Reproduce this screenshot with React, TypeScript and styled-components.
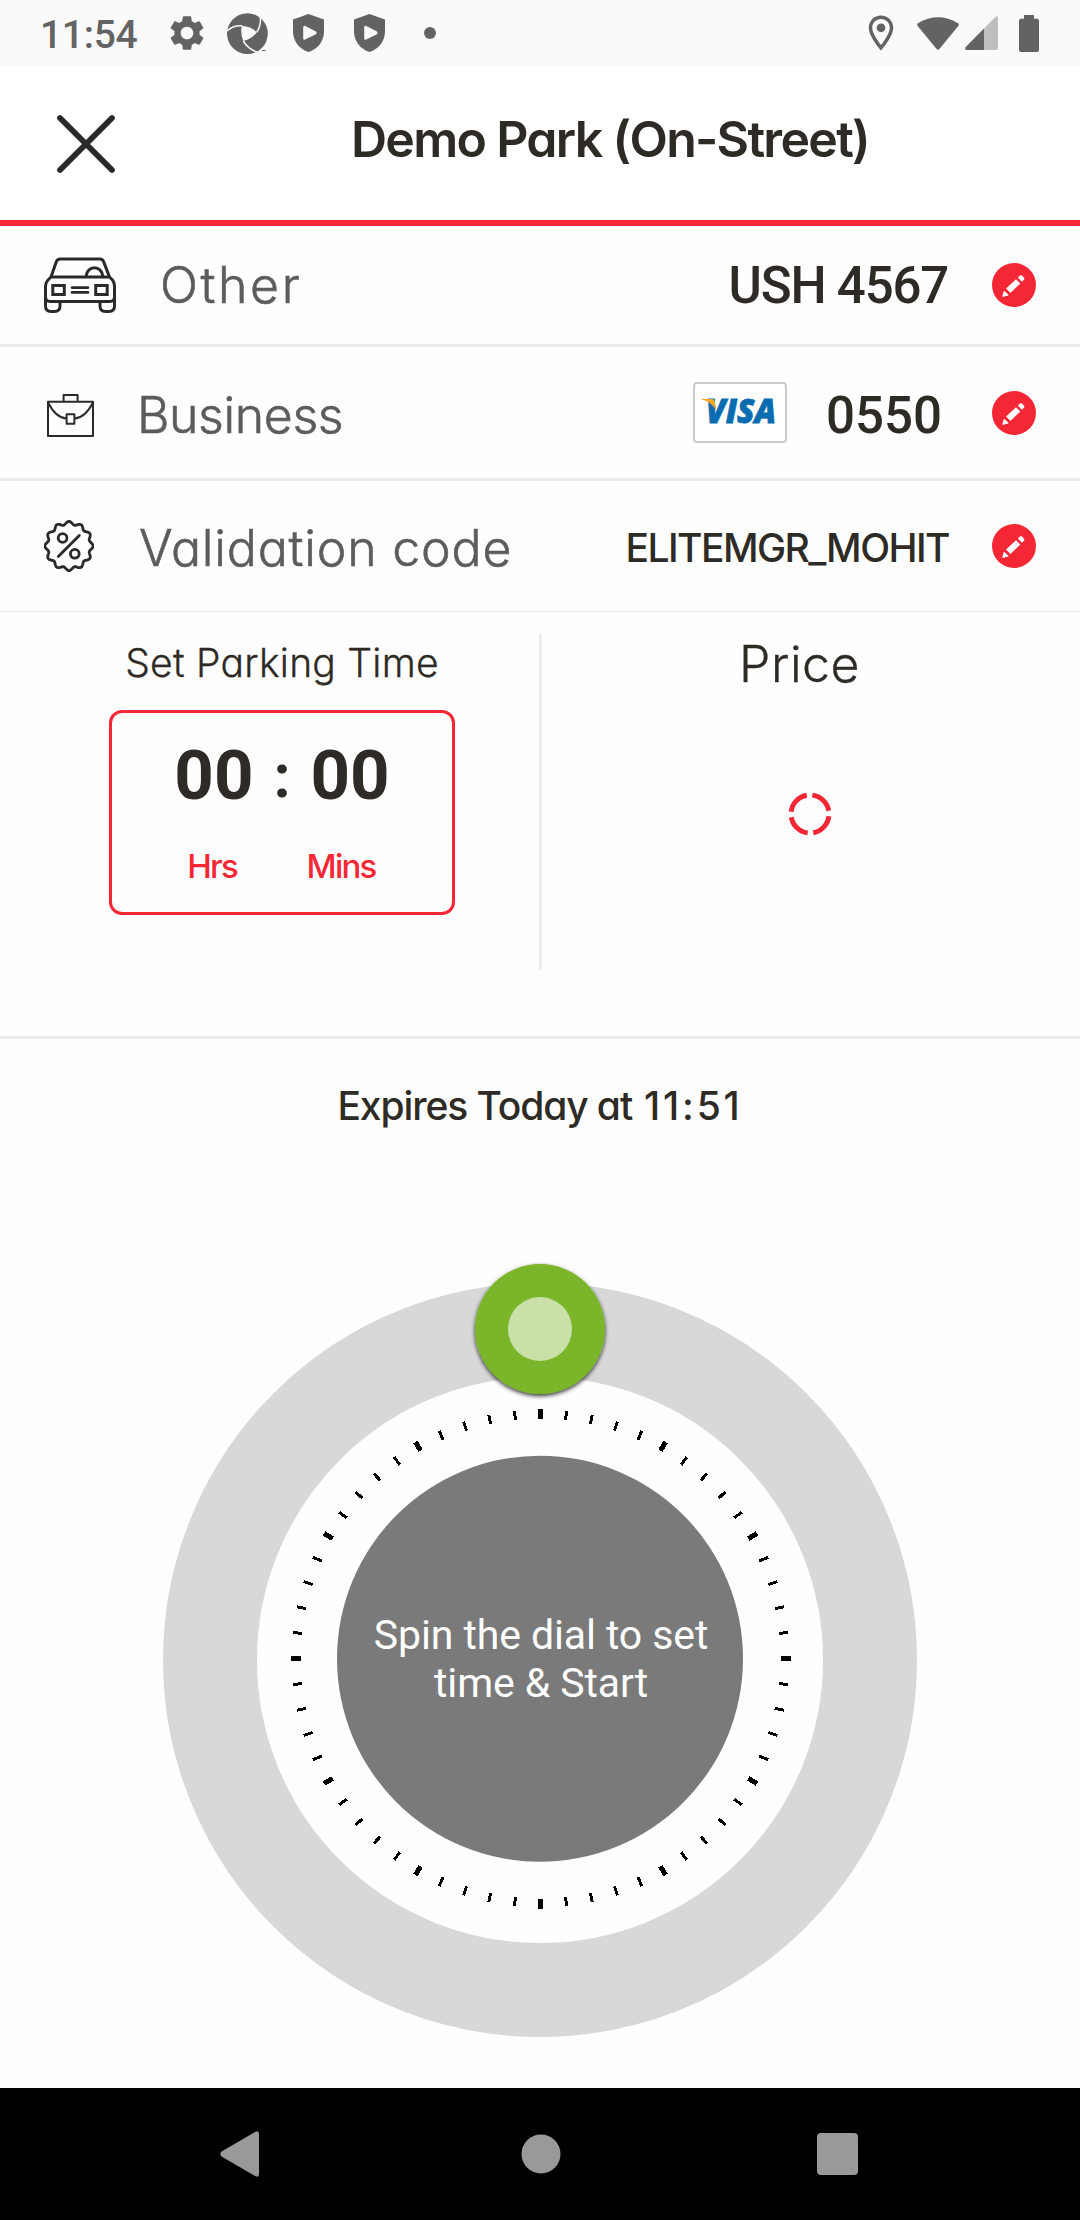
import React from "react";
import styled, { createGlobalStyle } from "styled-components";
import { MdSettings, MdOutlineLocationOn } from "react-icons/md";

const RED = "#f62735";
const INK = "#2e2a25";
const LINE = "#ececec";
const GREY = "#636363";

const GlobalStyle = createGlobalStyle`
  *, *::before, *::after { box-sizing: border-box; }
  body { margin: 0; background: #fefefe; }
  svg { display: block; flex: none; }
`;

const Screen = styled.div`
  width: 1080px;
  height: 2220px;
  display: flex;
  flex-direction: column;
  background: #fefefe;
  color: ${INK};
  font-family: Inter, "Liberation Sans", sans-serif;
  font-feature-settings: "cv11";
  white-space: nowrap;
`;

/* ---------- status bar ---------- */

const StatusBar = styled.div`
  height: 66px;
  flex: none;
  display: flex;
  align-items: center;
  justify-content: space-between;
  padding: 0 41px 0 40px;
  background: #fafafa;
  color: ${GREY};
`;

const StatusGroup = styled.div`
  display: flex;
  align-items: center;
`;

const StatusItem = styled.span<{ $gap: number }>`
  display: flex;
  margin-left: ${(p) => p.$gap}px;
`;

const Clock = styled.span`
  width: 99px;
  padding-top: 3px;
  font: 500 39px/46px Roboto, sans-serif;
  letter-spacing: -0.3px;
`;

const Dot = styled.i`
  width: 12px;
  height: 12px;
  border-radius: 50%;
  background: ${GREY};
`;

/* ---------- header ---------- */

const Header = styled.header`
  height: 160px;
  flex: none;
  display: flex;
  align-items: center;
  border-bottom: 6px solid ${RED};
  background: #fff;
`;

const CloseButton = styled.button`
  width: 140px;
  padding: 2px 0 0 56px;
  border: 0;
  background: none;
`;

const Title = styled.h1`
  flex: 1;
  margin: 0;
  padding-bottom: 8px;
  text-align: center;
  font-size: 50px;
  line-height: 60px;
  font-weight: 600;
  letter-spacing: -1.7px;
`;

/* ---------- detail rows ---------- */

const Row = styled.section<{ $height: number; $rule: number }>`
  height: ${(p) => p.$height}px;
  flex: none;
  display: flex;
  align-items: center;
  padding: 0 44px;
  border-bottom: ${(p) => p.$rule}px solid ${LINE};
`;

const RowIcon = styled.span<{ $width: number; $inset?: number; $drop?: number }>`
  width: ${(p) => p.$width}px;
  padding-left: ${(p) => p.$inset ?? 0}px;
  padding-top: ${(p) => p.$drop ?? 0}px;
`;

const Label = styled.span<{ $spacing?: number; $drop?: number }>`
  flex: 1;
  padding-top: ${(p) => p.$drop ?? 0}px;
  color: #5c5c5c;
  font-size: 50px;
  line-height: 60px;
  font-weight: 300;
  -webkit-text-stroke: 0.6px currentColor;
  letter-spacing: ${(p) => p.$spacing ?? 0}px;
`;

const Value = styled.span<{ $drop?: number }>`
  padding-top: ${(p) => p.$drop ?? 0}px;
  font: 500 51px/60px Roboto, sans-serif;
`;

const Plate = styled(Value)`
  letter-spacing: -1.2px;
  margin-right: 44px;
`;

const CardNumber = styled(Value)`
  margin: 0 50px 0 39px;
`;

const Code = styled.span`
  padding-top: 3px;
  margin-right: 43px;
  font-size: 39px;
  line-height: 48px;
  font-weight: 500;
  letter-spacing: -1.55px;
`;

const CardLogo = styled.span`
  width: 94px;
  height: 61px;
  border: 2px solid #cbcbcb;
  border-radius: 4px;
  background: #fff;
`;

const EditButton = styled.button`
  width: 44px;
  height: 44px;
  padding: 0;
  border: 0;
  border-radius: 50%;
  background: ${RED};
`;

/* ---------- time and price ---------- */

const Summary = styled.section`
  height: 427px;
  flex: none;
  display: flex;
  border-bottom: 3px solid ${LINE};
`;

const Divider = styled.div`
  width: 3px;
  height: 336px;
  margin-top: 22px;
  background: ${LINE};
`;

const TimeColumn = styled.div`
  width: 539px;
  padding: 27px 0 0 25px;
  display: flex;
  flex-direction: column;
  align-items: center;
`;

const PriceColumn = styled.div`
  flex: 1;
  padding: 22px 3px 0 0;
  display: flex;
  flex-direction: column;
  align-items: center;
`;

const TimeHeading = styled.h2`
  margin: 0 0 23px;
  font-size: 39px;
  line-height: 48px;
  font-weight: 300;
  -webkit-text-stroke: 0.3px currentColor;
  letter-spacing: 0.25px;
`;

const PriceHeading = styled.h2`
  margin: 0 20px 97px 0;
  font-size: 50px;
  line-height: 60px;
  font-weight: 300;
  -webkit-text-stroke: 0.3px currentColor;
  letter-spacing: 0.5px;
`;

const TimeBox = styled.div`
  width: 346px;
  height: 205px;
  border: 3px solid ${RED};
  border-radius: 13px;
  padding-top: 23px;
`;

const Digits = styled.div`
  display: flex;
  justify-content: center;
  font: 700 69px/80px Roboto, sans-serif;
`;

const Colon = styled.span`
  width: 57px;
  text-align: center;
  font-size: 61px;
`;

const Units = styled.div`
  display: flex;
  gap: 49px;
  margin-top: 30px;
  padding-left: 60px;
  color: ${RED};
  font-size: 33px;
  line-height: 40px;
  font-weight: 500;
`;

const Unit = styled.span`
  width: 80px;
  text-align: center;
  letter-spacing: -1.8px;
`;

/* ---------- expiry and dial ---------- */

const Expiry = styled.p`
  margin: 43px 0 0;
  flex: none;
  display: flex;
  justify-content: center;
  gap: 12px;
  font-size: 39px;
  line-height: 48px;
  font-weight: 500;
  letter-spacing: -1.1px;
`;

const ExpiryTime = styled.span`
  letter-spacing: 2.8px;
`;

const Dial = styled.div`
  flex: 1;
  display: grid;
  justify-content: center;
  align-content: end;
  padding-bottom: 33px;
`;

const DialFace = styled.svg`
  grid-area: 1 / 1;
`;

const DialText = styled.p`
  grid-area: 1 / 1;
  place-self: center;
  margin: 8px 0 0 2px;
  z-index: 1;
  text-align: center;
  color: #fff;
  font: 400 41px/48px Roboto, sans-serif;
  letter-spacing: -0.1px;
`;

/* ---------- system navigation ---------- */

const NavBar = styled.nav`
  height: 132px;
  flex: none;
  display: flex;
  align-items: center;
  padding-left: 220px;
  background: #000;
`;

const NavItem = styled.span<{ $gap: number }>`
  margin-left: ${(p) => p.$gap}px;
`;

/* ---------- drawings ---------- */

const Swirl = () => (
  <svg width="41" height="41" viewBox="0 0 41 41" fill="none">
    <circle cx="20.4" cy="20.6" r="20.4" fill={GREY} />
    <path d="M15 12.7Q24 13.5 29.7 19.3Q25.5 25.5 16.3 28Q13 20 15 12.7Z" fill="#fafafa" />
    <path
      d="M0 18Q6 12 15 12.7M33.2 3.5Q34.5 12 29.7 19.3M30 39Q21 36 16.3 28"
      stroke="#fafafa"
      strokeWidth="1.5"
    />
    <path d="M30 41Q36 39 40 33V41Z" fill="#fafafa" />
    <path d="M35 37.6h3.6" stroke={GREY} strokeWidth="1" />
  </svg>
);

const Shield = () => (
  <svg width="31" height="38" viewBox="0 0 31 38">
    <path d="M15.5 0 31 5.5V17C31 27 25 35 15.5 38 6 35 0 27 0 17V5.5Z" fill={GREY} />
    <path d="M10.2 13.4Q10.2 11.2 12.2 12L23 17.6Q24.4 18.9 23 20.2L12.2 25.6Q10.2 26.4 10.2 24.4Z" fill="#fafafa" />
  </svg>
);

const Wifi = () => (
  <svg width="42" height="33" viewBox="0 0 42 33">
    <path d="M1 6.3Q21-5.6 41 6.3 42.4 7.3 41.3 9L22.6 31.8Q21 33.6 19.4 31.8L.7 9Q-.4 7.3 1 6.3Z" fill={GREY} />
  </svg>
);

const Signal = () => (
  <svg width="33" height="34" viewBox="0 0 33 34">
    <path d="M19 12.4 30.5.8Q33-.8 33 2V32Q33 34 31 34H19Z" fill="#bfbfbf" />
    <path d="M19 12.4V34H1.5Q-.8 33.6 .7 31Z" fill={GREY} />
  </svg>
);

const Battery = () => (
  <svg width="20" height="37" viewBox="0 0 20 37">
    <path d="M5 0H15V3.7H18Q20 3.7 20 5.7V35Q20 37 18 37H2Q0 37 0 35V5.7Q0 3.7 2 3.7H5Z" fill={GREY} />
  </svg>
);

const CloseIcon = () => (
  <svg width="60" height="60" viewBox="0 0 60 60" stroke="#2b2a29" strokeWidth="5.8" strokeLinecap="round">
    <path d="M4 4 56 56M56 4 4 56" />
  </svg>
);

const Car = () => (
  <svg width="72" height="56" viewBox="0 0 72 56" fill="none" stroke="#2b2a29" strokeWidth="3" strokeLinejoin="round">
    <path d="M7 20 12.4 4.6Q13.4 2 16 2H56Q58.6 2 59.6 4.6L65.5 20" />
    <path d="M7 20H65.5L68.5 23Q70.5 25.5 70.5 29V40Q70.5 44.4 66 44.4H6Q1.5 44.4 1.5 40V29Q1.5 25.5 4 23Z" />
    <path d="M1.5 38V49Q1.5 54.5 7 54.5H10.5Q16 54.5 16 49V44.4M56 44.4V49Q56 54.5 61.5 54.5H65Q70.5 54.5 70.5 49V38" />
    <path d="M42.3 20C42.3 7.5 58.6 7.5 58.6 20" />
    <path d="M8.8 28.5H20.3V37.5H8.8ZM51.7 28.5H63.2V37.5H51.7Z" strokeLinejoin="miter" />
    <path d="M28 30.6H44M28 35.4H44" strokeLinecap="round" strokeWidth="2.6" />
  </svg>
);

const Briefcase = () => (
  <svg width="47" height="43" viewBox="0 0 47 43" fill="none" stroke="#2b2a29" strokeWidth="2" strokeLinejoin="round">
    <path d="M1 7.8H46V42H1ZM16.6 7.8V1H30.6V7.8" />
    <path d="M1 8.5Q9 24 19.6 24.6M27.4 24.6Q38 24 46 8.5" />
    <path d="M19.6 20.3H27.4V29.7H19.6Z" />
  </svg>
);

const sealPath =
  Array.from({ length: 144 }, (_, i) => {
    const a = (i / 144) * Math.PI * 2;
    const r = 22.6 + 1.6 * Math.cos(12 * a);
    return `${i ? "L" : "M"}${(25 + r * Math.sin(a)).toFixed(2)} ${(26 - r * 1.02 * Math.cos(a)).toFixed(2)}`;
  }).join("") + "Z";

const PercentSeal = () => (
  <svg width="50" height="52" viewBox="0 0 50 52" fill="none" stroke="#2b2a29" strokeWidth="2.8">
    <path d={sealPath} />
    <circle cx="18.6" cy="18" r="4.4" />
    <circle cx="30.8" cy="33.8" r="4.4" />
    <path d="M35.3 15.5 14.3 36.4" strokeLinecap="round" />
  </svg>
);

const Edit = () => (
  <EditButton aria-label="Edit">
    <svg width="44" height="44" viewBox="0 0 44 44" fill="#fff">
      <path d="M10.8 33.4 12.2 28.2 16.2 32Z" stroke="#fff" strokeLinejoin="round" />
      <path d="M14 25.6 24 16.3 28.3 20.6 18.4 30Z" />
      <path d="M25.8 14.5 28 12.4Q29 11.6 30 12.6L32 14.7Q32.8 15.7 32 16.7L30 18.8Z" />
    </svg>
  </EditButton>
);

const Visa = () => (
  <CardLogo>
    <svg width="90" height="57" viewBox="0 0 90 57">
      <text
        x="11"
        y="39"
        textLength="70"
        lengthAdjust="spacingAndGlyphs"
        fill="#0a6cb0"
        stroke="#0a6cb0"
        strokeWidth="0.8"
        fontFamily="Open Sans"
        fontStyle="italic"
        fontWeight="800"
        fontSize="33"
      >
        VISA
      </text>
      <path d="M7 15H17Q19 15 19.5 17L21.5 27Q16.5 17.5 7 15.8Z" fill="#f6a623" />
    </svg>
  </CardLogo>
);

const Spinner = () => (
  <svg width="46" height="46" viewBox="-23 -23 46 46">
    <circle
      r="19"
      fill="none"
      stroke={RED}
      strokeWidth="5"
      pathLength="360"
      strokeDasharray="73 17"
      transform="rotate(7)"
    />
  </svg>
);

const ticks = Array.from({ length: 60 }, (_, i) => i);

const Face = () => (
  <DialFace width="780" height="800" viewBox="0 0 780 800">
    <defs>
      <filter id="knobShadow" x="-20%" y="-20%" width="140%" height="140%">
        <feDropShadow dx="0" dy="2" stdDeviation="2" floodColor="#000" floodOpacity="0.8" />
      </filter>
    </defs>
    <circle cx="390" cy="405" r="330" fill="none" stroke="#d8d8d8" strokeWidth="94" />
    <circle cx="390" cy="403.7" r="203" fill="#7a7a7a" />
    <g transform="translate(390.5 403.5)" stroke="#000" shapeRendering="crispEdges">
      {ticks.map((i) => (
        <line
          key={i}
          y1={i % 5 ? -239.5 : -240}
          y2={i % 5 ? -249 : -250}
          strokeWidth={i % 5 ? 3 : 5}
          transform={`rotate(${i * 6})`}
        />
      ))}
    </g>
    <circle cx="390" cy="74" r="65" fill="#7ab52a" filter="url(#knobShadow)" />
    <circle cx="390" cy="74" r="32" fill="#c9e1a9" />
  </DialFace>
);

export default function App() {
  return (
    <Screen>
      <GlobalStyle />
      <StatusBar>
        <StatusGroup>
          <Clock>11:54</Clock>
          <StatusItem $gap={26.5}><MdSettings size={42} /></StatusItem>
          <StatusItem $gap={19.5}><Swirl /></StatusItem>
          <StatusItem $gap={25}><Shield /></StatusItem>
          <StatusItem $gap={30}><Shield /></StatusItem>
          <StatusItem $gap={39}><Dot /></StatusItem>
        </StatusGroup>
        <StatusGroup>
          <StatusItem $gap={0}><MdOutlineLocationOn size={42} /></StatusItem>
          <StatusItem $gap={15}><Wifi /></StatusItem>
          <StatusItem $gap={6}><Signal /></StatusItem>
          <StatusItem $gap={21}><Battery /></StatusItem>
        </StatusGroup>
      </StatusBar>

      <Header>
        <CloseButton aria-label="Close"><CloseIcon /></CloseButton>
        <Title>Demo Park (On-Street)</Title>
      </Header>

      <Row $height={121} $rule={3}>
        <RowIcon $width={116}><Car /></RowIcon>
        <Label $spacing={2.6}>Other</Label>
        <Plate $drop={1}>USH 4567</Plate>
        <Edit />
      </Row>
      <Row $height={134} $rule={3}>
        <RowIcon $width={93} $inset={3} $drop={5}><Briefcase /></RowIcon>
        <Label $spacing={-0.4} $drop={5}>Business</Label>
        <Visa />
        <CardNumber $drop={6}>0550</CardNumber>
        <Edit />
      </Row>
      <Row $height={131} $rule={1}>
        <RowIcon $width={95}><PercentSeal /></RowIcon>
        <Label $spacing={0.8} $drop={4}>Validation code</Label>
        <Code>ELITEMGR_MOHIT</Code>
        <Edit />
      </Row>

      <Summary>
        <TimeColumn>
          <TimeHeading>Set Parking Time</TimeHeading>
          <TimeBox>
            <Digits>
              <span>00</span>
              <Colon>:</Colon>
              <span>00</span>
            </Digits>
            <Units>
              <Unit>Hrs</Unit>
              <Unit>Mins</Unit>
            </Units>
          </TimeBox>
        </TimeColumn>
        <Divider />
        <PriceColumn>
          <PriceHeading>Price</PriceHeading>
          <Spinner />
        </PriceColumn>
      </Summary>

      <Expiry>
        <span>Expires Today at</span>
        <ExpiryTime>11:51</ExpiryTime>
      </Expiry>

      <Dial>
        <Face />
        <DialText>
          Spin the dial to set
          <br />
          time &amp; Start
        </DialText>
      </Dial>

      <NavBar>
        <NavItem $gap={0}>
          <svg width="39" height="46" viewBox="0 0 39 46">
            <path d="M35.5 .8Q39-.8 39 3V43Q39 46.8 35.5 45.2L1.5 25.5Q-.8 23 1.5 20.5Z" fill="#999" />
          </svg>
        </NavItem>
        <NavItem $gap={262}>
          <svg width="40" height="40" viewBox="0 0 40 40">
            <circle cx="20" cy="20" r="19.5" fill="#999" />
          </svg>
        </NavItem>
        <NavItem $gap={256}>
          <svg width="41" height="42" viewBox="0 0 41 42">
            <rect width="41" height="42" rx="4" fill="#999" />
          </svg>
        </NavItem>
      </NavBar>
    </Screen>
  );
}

WHAT THE EXERCISE ASKS:
Repeat only the lines from the beginning of the material through the line containing "status bar ---------- */", both ends kept, leaving pictures out.

SOLVED PROBLEM:
Reproduce this screenshot with React, TypeScript and styled-components.
import React from "react";
import styled, { createGlobalStyle } from "styled-components";
import { MdSettings, MdOutlineLocationOn } from "react-icons/md";

const RED = "#f62735";
const INK = "#2e2a25";
const LINE = "#ececec";
const GREY = "#636363";

const GlobalStyle = createGlobalStyle`
  *, *::before, *::after { box-sizing: border-box; }
  body { margin: 0; background: #fefefe; }
  svg { display: block; flex: none; }
`;

const Screen = styled.div`
  width: 1080px;
  height: 2220px;
  display: flex;
  flex-direction: column;
  background: #fefefe;
  color: ${INK};
  font-family: Inter, "Liberation Sans", sans-serif;
  font-feature-settings: "cv11";
  white-space: nowrap;
`;

/* ---------- status bar ---------- */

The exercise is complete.